====== Extracted records

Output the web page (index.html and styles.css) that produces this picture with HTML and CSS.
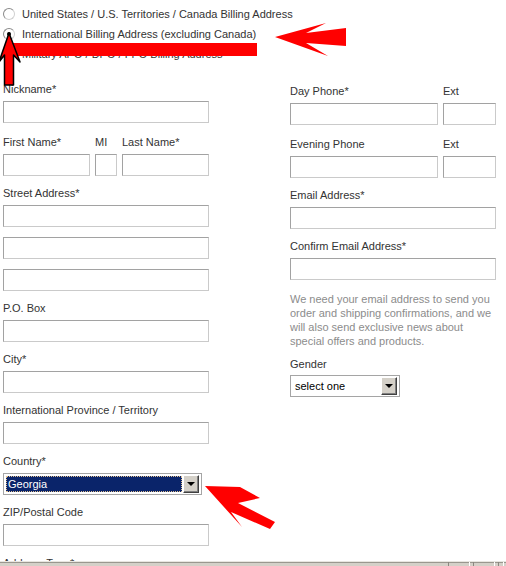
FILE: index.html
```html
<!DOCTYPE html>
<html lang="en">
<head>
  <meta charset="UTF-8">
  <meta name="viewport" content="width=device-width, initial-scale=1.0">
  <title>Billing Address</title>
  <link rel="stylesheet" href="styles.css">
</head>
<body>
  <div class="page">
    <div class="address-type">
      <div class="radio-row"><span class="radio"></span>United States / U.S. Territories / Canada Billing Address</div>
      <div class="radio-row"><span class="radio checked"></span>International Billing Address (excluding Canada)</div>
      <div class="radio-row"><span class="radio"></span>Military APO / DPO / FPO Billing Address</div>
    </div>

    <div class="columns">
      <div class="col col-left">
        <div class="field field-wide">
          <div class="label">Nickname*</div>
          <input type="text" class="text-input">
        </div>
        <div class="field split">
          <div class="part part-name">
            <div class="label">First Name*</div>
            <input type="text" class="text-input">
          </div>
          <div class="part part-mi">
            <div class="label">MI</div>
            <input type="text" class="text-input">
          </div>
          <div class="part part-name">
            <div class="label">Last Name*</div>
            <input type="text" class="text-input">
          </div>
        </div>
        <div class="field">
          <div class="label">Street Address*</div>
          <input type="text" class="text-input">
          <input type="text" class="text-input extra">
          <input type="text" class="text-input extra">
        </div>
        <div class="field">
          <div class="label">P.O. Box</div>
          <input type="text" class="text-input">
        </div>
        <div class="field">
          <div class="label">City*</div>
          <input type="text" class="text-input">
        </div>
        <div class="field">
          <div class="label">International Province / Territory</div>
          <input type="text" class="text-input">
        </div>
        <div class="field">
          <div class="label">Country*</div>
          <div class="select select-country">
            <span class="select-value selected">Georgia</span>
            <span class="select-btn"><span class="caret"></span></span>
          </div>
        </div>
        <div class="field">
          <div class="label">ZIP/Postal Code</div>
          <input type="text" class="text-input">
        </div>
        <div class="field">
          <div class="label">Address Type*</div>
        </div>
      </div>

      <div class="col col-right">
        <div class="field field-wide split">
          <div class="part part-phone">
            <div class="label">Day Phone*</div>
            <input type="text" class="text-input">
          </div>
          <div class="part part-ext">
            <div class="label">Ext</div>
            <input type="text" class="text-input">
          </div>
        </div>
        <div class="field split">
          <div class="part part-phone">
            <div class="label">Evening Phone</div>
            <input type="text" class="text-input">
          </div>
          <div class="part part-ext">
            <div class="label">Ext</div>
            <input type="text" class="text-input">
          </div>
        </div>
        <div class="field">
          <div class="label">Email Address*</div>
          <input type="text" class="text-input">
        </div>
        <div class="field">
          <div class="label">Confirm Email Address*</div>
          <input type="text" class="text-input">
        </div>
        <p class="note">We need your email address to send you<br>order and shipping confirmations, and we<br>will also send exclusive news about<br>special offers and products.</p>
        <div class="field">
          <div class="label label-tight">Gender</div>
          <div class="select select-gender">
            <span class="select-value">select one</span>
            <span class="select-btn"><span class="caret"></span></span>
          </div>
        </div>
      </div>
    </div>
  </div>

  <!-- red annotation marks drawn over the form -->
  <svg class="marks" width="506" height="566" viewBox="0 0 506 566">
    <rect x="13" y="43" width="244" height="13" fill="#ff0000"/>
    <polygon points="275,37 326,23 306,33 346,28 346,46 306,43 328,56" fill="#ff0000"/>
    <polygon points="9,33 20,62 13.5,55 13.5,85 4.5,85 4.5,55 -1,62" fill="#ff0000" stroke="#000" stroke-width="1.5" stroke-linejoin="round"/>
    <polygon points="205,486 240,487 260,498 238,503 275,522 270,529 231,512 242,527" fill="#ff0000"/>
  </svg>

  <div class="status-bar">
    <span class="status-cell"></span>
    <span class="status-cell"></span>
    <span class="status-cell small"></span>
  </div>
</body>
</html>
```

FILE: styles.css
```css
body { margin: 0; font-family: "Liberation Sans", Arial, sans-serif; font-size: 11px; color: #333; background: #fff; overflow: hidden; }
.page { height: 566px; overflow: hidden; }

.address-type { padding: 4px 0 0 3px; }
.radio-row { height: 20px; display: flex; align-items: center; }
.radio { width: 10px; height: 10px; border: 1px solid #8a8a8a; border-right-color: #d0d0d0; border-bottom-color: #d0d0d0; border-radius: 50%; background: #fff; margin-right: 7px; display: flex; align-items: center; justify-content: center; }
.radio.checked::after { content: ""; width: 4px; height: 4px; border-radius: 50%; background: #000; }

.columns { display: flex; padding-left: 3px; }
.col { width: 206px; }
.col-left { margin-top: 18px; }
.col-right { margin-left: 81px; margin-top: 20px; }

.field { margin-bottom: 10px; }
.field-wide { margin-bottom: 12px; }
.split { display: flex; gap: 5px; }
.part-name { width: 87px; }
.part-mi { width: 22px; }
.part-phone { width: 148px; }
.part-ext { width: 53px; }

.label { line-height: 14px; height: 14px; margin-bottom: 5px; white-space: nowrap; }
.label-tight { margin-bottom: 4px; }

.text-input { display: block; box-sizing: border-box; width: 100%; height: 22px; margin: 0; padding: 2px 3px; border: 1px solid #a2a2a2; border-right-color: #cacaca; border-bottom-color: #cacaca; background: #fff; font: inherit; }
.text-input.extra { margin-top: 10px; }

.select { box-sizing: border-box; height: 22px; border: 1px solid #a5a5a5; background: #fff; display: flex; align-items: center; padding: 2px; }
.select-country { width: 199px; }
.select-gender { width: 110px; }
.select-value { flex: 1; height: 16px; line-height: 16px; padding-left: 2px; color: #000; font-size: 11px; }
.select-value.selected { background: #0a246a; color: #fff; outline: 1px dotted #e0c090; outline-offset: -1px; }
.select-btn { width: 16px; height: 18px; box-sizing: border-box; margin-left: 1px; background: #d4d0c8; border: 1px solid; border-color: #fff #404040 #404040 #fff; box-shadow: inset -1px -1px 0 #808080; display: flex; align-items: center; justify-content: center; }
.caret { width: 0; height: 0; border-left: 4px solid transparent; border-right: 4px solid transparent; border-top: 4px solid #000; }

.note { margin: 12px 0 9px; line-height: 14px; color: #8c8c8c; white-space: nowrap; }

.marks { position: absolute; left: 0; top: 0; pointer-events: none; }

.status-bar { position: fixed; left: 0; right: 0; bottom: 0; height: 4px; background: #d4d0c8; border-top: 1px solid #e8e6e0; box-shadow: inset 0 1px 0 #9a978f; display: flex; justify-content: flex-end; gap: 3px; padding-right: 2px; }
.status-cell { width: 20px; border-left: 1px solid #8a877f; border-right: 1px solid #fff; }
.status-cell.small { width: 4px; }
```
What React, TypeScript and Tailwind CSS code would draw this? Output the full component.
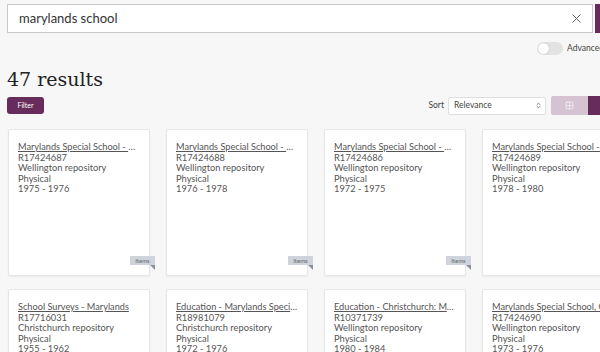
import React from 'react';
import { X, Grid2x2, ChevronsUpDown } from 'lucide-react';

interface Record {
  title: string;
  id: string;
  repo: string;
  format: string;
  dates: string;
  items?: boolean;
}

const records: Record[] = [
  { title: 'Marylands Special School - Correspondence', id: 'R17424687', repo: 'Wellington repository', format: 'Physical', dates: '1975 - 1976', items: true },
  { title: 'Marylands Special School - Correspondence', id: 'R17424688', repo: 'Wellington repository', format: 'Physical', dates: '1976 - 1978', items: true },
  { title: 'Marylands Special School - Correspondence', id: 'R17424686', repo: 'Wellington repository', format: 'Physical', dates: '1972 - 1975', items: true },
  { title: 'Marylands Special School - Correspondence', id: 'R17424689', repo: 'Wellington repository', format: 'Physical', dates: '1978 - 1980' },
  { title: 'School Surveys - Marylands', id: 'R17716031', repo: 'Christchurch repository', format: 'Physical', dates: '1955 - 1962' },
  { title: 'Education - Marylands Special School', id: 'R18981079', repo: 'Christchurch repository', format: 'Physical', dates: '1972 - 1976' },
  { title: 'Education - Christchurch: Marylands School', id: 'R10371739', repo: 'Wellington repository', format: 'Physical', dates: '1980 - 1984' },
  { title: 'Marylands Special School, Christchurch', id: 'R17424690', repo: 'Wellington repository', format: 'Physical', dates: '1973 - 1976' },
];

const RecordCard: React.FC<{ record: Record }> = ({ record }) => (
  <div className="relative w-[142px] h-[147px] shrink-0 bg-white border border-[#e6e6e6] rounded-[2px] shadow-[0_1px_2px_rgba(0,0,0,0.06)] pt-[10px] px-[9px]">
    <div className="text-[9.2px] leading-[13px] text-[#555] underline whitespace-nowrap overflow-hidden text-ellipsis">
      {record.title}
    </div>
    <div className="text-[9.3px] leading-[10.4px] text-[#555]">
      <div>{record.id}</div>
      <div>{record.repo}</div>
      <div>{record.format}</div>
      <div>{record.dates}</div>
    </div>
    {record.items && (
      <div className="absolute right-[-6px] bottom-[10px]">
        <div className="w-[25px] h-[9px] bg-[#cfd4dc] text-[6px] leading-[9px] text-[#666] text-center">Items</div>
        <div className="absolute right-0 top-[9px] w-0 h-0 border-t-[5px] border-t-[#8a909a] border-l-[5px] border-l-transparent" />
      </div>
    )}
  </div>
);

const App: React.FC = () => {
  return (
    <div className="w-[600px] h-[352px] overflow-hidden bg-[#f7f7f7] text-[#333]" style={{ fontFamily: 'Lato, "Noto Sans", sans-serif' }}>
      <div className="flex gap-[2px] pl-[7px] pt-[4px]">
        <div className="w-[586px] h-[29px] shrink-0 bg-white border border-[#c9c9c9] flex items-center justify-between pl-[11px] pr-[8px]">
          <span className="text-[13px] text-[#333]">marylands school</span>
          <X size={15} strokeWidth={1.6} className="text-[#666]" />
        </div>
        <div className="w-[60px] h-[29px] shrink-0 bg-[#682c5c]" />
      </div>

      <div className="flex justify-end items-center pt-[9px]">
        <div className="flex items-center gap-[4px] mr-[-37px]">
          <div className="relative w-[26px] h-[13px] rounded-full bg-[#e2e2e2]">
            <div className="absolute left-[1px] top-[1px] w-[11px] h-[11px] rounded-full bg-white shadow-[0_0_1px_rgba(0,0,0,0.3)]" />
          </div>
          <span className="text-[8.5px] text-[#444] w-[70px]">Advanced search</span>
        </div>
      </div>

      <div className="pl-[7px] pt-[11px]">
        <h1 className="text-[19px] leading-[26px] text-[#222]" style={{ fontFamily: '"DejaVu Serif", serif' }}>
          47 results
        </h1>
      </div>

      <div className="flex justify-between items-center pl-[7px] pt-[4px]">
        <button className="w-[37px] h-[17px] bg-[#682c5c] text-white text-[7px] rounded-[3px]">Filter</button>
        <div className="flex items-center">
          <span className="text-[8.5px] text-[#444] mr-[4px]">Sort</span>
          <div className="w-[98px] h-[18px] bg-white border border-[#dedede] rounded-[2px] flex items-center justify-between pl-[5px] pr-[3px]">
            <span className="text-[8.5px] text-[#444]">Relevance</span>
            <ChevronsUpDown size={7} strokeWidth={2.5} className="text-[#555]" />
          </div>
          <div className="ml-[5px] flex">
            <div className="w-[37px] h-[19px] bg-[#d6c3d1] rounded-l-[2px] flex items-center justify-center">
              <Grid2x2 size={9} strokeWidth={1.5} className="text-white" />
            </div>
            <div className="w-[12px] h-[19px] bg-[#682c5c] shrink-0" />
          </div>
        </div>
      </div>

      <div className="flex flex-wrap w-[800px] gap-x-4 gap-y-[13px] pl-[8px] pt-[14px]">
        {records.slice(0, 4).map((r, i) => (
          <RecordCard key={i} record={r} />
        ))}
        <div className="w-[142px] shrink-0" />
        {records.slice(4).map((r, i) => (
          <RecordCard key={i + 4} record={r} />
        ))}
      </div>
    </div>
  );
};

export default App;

============
====== Extracted records

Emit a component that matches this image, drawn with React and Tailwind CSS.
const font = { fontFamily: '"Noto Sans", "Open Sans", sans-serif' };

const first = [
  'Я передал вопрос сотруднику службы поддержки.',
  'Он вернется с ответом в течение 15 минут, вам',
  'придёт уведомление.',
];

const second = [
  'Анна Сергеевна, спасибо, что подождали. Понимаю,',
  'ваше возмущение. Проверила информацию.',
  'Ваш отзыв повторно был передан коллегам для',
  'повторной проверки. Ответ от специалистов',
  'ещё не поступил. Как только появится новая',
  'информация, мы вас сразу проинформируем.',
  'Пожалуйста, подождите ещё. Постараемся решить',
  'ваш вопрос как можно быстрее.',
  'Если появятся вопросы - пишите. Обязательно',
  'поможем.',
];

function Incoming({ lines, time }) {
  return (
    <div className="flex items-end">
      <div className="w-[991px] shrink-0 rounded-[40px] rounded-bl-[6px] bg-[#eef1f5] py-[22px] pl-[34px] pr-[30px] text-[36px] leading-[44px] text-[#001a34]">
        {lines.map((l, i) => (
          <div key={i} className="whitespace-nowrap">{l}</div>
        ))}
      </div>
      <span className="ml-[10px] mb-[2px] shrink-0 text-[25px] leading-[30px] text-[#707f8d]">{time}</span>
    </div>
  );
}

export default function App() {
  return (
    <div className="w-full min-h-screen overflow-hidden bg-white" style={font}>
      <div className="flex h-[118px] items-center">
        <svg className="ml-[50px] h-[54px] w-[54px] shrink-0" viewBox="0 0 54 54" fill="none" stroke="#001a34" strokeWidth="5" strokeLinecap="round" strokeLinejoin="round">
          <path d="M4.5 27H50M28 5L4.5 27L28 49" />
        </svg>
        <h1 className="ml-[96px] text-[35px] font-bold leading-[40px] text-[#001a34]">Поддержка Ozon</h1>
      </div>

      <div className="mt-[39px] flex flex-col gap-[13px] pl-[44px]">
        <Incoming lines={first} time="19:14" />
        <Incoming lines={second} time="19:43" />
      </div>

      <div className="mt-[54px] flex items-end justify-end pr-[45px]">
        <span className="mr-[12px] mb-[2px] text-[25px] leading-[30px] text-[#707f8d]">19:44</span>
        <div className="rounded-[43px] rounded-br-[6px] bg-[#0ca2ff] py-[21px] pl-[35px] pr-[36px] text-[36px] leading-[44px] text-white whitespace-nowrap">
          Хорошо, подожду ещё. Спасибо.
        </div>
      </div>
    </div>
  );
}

============

### [Work to do]
In the records, locate each line holding the string "index" and copy it.

### [Solved exercise]
Output the web page (index.html and styles.css) that produces this picture with HTML and CSS.
FILE: index.html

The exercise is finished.